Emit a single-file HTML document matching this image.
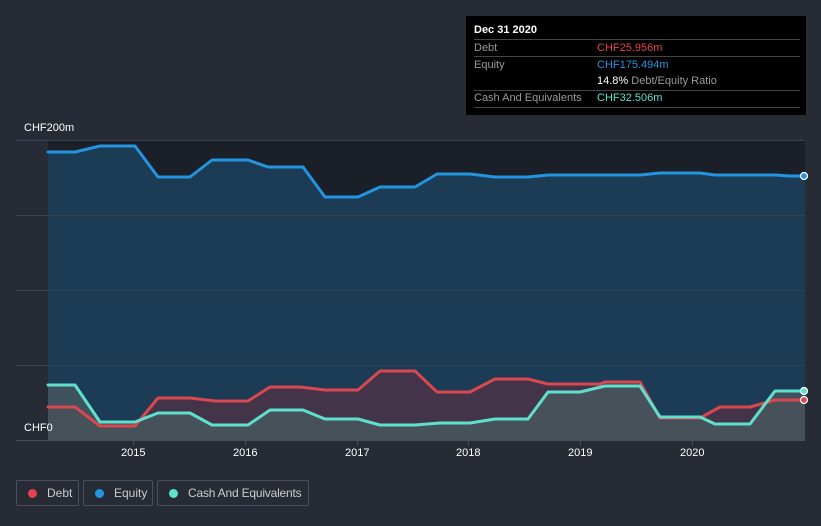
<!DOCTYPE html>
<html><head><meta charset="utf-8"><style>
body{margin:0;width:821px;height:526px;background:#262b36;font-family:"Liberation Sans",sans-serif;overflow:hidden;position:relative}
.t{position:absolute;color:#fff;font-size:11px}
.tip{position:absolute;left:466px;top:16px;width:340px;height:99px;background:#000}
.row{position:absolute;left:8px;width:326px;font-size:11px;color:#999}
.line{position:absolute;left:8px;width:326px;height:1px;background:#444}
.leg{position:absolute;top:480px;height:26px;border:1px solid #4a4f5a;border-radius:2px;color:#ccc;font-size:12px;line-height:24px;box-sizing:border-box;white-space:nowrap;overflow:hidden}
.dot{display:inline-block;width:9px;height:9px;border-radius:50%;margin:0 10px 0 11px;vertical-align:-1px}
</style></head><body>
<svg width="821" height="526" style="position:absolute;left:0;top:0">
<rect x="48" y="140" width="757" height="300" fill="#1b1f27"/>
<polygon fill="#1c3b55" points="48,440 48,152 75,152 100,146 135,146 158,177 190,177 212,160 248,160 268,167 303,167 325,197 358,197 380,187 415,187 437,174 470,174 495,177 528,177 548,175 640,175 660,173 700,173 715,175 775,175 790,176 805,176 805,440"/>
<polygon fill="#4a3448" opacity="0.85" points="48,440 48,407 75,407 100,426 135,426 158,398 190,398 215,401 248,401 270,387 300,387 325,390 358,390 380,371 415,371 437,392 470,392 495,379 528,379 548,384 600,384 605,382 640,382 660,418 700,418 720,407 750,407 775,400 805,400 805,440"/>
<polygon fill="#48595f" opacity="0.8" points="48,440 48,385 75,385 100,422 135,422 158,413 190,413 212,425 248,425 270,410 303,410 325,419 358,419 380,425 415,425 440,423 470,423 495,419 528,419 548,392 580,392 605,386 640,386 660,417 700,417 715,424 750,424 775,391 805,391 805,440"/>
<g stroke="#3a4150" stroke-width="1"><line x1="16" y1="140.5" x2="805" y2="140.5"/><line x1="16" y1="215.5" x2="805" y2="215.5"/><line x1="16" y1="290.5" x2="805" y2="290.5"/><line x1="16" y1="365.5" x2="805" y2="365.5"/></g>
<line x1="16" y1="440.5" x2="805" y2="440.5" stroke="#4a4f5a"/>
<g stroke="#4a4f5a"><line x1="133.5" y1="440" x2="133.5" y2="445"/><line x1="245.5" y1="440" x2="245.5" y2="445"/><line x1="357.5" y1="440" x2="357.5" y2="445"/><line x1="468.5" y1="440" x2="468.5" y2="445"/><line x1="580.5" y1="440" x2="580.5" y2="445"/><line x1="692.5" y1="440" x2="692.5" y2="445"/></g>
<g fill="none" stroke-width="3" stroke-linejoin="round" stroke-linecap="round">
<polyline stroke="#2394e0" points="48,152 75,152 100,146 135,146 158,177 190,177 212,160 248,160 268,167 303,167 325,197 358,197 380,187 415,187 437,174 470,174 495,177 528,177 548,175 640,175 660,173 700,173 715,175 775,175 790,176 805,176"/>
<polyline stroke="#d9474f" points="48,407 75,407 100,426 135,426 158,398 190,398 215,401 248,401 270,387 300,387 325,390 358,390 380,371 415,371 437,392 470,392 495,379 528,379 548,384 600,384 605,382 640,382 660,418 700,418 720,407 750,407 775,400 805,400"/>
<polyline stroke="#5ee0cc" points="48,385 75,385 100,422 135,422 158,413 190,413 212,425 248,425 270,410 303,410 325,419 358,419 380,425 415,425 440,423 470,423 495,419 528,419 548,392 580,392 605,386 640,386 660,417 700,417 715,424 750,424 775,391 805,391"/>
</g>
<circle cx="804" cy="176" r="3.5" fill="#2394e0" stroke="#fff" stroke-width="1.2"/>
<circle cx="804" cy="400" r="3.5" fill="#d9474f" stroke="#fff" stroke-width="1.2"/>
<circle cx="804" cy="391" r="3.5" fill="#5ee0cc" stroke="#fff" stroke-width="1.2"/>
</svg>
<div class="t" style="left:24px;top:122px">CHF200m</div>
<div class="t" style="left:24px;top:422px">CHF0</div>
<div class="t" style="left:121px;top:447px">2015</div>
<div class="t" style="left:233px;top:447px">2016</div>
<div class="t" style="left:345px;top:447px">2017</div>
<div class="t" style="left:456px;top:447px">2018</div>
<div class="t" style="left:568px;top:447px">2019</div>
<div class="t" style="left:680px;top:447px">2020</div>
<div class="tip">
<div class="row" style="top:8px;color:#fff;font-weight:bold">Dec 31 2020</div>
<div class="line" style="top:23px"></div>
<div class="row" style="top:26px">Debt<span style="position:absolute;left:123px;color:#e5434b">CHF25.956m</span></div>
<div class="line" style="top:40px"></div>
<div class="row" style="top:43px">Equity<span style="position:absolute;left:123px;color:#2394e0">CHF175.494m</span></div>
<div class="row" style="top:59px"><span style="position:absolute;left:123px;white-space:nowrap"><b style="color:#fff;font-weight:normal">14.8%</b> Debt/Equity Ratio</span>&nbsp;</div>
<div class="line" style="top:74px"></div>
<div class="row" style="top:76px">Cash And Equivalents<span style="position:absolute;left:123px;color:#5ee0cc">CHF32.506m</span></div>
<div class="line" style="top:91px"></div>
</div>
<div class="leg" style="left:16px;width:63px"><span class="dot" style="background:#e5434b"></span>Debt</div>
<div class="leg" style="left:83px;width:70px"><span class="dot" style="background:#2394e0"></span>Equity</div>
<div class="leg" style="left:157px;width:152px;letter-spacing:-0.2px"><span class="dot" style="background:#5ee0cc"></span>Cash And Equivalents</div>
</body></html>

----

Make an exact copy of the listing above. Do not include the pictures.

• Solution for this problem:
Emit a single-file HTML document matching this image.
<!DOCTYPE html>
<html><head><meta charset="utf-8"><style>
body{margin:0;width:821px;height:526px;background:#262b36;font-family:"Liberation Sans",sans-serif;overflow:hidden;position:relative}
.t{position:absolute;color:#fff;font-size:11px}
.tip{position:absolute;left:466px;top:16px;width:340px;height:99px;background:#000}
.row{position:absolute;left:8px;width:326px;font-size:11px;color:#999}
.line{position:absolute;left:8px;width:326px;height:1px;background:#444}
.leg{position:absolute;top:480px;height:26px;border:1px solid #4a4f5a;border-radius:2px;color:#ccc;font-size:12px;line-height:24px;box-sizing:border-box;white-space:nowrap;overflow:hidden}
.dot{display:inline-block;width:9px;height:9px;border-radius:50%;margin:0 10px 0 11px;vertical-align:-1px}
</style></head><body>
<svg width="821" height="526" style="position:absolute;left:0;top:0">
<rect x="48" y="140" width="757" height="300" fill="#1b1f27"/>
<polygon fill="#1c3b55" points="48,440 48,152 75,152 100,146 135,146 158,177 190,177 212,160 248,160 268,167 303,167 325,197 358,197 380,187 415,187 437,174 470,174 495,177 528,177 548,175 640,175 660,173 700,173 715,175 775,175 790,176 805,176 805,440"/>
<polygon fill="#4a3448" opacity="0.85" points="48,440 48,407 75,407 100,426 135,426 158,398 190,398 215,401 248,401 270,387 300,387 325,390 358,390 380,371 415,371 437,392 470,392 495,379 528,379 548,384 600,384 605,382 640,382 660,418 700,418 720,407 750,407 775,400 805,400 805,440"/>
<polygon fill="#48595f" opacity="0.8" points="48,440 48,385 75,385 100,422 135,422 158,413 190,413 212,425 248,425 270,410 303,410 325,419 358,419 380,425 415,425 440,423 470,423 495,419 528,419 548,392 580,392 605,386 640,386 660,417 700,417 715,424 750,424 775,391 805,391 805,440"/>
<g stroke="#3a4150" stroke-width="1"><line x1="16" y1="140.5" x2="805" y2="140.5"/><line x1="16" y1="215.5" x2="805" y2="215.5"/><line x1="16" y1="290.5" x2="805" y2="290.5"/><line x1="16" y1="365.5" x2="805" y2="365.5"/></g>
<line x1="16" y1="440.5" x2="805" y2="440.5" stroke="#4a4f5a"/>
<g stroke="#4a4f5a"><line x1="133.5" y1="440" x2="133.5" y2="445"/><line x1="245.5" y1="440" x2="245.5" y2="445"/><line x1="357.5" y1="440" x2="357.5" y2="445"/><line x1="468.5" y1="440" x2="468.5" y2="445"/><line x1="580.5" y1="440" x2="580.5" y2="445"/><line x1="692.5" y1="440" x2="692.5" y2="445"/></g>
<g fill="none" stroke-width="3" stroke-linejoin="round" stroke-linecap="round">
<polyline stroke="#2394e0" points="48,152 75,152 100,146 135,146 158,177 190,177 212,160 248,160 268,167 303,167 325,197 358,197 380,187 415,187 437,174 470,174 495,177 528,177 548,175 640,175 660,173 700,173 715,175 775,175 790,176 805,176"/>
<polyline stroke="#d9474f" points="48,407 75,407 100,426 135,426 158,398 190,398 215,401 248,401 270,387 300,387 325,390 358,390 380,371 415,371 437,392 470,392 495,379 528,379 548,384 600,384 605,382 640,382 660,418 700,418 720,407 750,407 775,400 805,400"/>
<polyline stroke="#5ee0cc" points="48,385 75,385 100,422 135,422 158,413 190,413 212,425 248,425 270,410 303,410 325,419 358,419 380,425 415,425 440,423 470,423 495,419 528,419 548,392 580,392 605,386 640,386 660,417 700,417 715,424 750,424 775,391 805,391"/>
</g>
<circle cx="804" cy="176" r="3.5" fill="#2394e0" stroke="#fff" stroke-width="1.2"/>
<circle cx="804" cy="400" r="3.5" fill="#d9474f" stroke="#fff" stroke-width="1.2"/>
<circle cx="804" cy="391" r="3.5" fill="#5ee0cc" stroke="#fff" stroke-width="1.2"/>
</svg>
<div class="t" style="left:24px;top:122px">CHF200m</div>
<div class="t" style="left:24px;top:422px">CHF0</div>
<div class="t" style="left:121px;top:447px">2015</div>
<div class="t" style="left:233px;top:447px">2016</div>
<div class="t" style="left:345px;top:447px">2017</div>
<div class="t" style="left:456px;top:447px">2018</div>
<div class="t" style="left:568px;top:447px">2019</div>
<div class="t" style="left:680px;top:447px">2020</div>
<div class="tip">
<div class="row" style="top:8px;color:#fff;font-weight:bold">Dec 31 2020</div>
<div class="line" style="top:23px"></div>
<div class="row" style="top:26px">Debt<span style="position:absolute;left:123px;color:#e5434b">CHF25.956m</span></div>
<div class="line" style="top:40px"></div>
<div class="row" style="top:43px">Equity<span style="position:absolute;left:123px;color:#2394e0">CHF175.494m</span></div>
<div class="row" style="top:59px"><span style="position:absolute;left:123px;white-space:nowrap"><b style="color:#fff;font-weight:normal">14.8%</b> Debt/Equity Ratio</span>&nbsp;</div>
<div class="line" style="top:74px"></div>
<div class="row" style="top:76px">Cash And Equivalents<span style="position:absolute;left:123px;color:#5ee0cc">CHF32.506m</span></div>
<div class="line" style="top:91px"></div>
</div>
<div class="leg" style="left:16px;width:63px"><span class="dot" style="background:#e5434b"></span>Debt</div>
<div class="leg" style="left:83px;width:70px"><span class="dot" style="background:#2394e0"></span>Equity</div>
<div class="leg" style="left:157px;width:152px;letter-spacing:-0.2px"><span class="dot" style="background:#5ee0cc"></span>Cash And Equivalents</div>
</body></html>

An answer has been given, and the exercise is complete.